You can see how this solves both problems at once. The journals will be attractively formatted to professional standards calculated to convince any MBA that real publication has occurred. Practicing scientists will never have to crack their covers, and will thus be spared the effort of sifting through the rubbish to find the diamonds of information.
Finally, Dr. Boli is prepared to make a very generous offer to the managers of Springer Nature. He will accept a salary of $500,000 a year to be the Springer Nature Gibberish Gateway. It is obvious that the company needs someone to take that position, and the price is cheap. If a single human being at Springer Nature had looked at that issue of the Arabian Journal of Geosciences for one minute before it was turned loose on the world, this embarrassment would never have happened.
And that is what Dr. Boli proposes to do. The last stage in every publication issuing from Springer Nature will be to send it to Dr. Boli, who will look at it for one minute and flag it for review by a competent expert if it appears to be utter gibberish. Let us say that Springer Nature puts out three thousand journals a year; this means that Dr. Boli will be devoting about ten minutes a day to the task, with Sundays off, which he does not consider an excessive amount of time.

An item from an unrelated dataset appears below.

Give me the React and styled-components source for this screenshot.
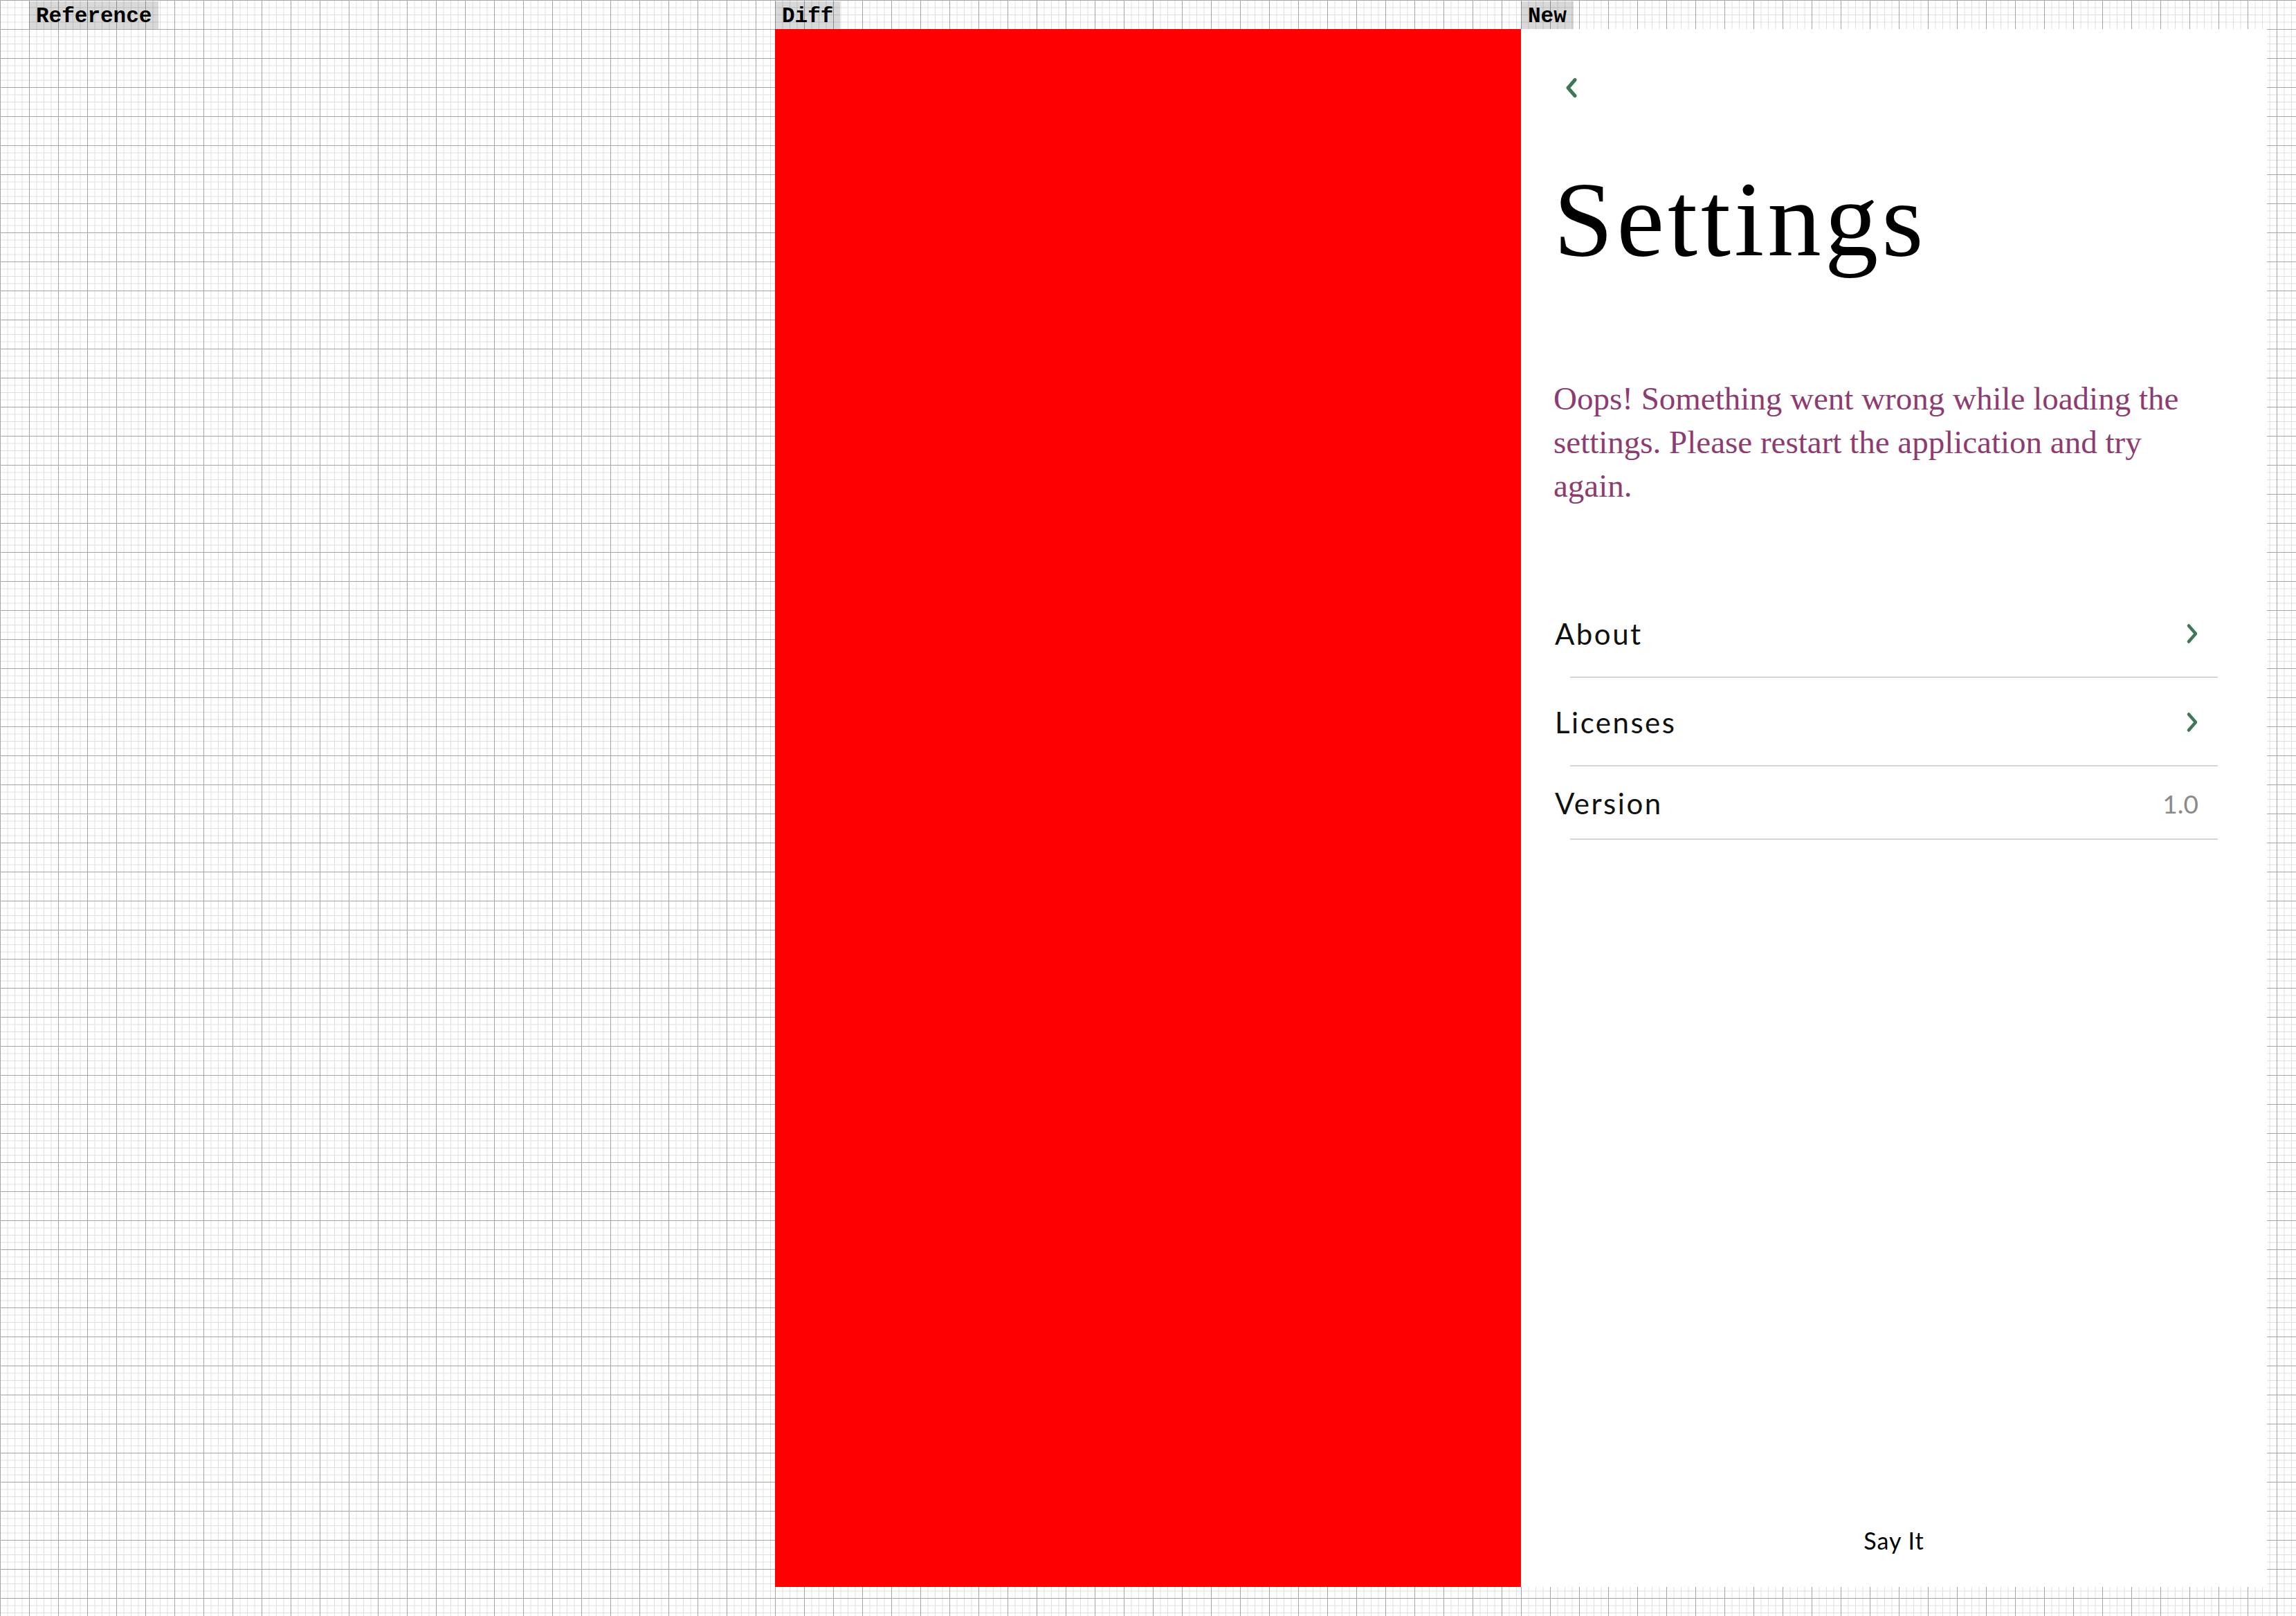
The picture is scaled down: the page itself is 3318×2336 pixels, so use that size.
import React from "react";
import styled, { createGlobalStyle } from "styled-components";

const GlobalStyle = createGlobalStyle`
  html, body {
    margin: 0;
    padding: 0;
    background: #fff;
  }
  * {
    box-sizing: border-box;
  }
`;

function BackIcon() {
  return (
    <svg width="20" height="30" viewBox="0 0 20 30">
      <path
        d="M15 3.5 L5 15 L15 26.5"
        fill="none"
        stroke="#3d7658"
        strokeWidth="5"
        strokeLinecap="round"
        strokeLinejoin="round"
      />
    </svg>
  );
}

function ChevronIcon() {
  return (
    <svg width="18" height="30" viewBox="0 0 18 30">
      <path
        d="M4 3.5 L14 15 L4 26.5"
        fill="none"
        stroke="#3d7658"
        strokeWidth="4.5"
        strokeLinecap="round"
        strokeLinejoin="round"
      />
    </svg>
  );
}

const rows = [
  { label: "About", link: true },
  { label: "Licenses", link: true },
  { label: "Version", value: "1.0" },
];

function App() {
  return (
    <>
      <GlobalStyle />
      <Page>
        <Column $first>
          <Label>Reference</Label>
          <Panel />
        </Column>
        <Column>
          <Label>Diff</Label>
          <Panel $fill="#ff0000" />
        </Column>
        <Column $last>
          <Label>New</Label>
          <Screen>
            <TopBar>
              <BackIcon />
            </TopBar>
            <Title>Settings</Title>
            <ErrorText>
              Oops! Something went wrong while loading the settings. Please
              restart the application and try again.
            </ErrorText>
            <List>
              {rows.map((row) => (
                <Row key={row.label} $tall={row.link}>
                  <RowLabel>{row.label}</RowLabel>
                  {row.link ? <ChevronIcon /> : <RowValue>{row.value}</RowValue>}
                </Row>
              ))}
            </List>
            <Footer>Say It</Footer>
          </Screen>
        </Column>
      </Page>
    </>
  );
}

export default App;

const Page = styled.div`
  display: flex;
  width: 3318px;
  height: 2336px;
  overflow: hidden;
`;

const Column = styled.div`
  display: flex;
  flex-direction: column;
  flex: none;
  width: ${(p) => (p.$first || p.$last ? "1120px" : "1078px")};
  padding-top: 2px;
  padding-left: ${(p) => (p.$first ? "42px" : "0")};
  padding-right: ${(p) => (p.$last ? "42px" : "0")};
  background-color: #fff;
  background-image: linear-gradient(to right, #a6a6a6 1px, transparent 1px),
    linear-gradient(to bottom, #a6a6a6 1px, transparent 1px),
    linear-gradient(to right, #dedede 1px, transparent 1px),
    linear-gradient(to bottom, #dedede 1px, transparent 1px);
  background-size: 42px 42px, 42px 42px, 10.5px 10.5px, 10.5px 10.5px;
`;

const Label = styled.div`
  align-self: flex-start;
  height: 40px;
  padding: 3px 10px 0;
  line-height: 37px;
  background: rgba(0, 0, 0, 0.15);
  font-family: "Liberation Mono", "Courier New", monospace;
  font-weight: 700;
  font-size: 31px;
  color: #000;
`;

const Panel = styled.div`
  height: 2252px;
  background: ${(p) => p.$fill || "transparent"};
`;

const Screen = styled.div`
  display: flex;
  flex-direction: column;
  height: 2252px;
  padding: 0 47px;
  background: #fff;
`;

const TopBar = styled.div`
  display: flex;
  align-items: center;
  padding-top: 70px;
  padding-left: 16px;
  height: 100px;
`;

const Title = styled.h1`
  margin: 98px 0 0;
  font-family: "Liberation Serif", "Times New Roman", serif;
  font-weight: 400;
  font-size: 155px;
  line-height: 155px;
  letter-spacing: 5px;
  color: #000;
`;

const ErrorText = styled.p`
  margin: 150px 0 0;
  max-width: 950px;
  font-family: "Liberation Serif", "Times New Roman", serif;
  font-size: 47px;
  line-height: 63px;
  color: #8e3b6f;
`;

const List = styled.div`
  display: flex;
  flex-direction: column;
  margin: 118px 24px 0 0;
`;

const Row = styled.div`
  display: flex;
  align-items: center;
  justify-content: space-between;
  height: ${(p) => (p.$tall ? "128px" : "106px")};
  padding-right: 28px;
  background: linear-gradient(#d6d6d6, #d6d6d6) no-repeat right bottom / calc(100% - 24px) 2px;
`;

const RowLabel = styled.span`
  padding-left: 2px;
  font-family: Lato, "Noto Sans", sans-serif;
  font-size: 42px;
  letter-spacing: 2.5px;
  color: #111;
`;

const RowValue = styled.span`
  font-family: Lato, "Noto Sans", sans-serif;
  font-size: 37px;
  color: #8a8a8a;
`;

const Footer = styled.div`
  margin-top: auto;
  padding-bottom: 47px;
  text-align: center;
  font-family: Lato, "Noto Sans", sans-serif;
  font-size: 34px;
  letter-spacing: 1px;
  color: #000;
`;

The figure $500,000 has been chosen with some care. It is probably less than the cost of one mass retraction, counting the blow to the company’s prestige, so the publishers will be saving a great deal of money overall; but at the same time it is a large enough amount to inspire confidence, because shady academic charlatans are unlikely to be able to offer a sufficiently compromising bribe. Otherwise, of course, Dr. Boli would have been willing to do the work gratis, merely for love of Science; but he recognizes the value of confidence. Specifically, it is worth half a million dollars.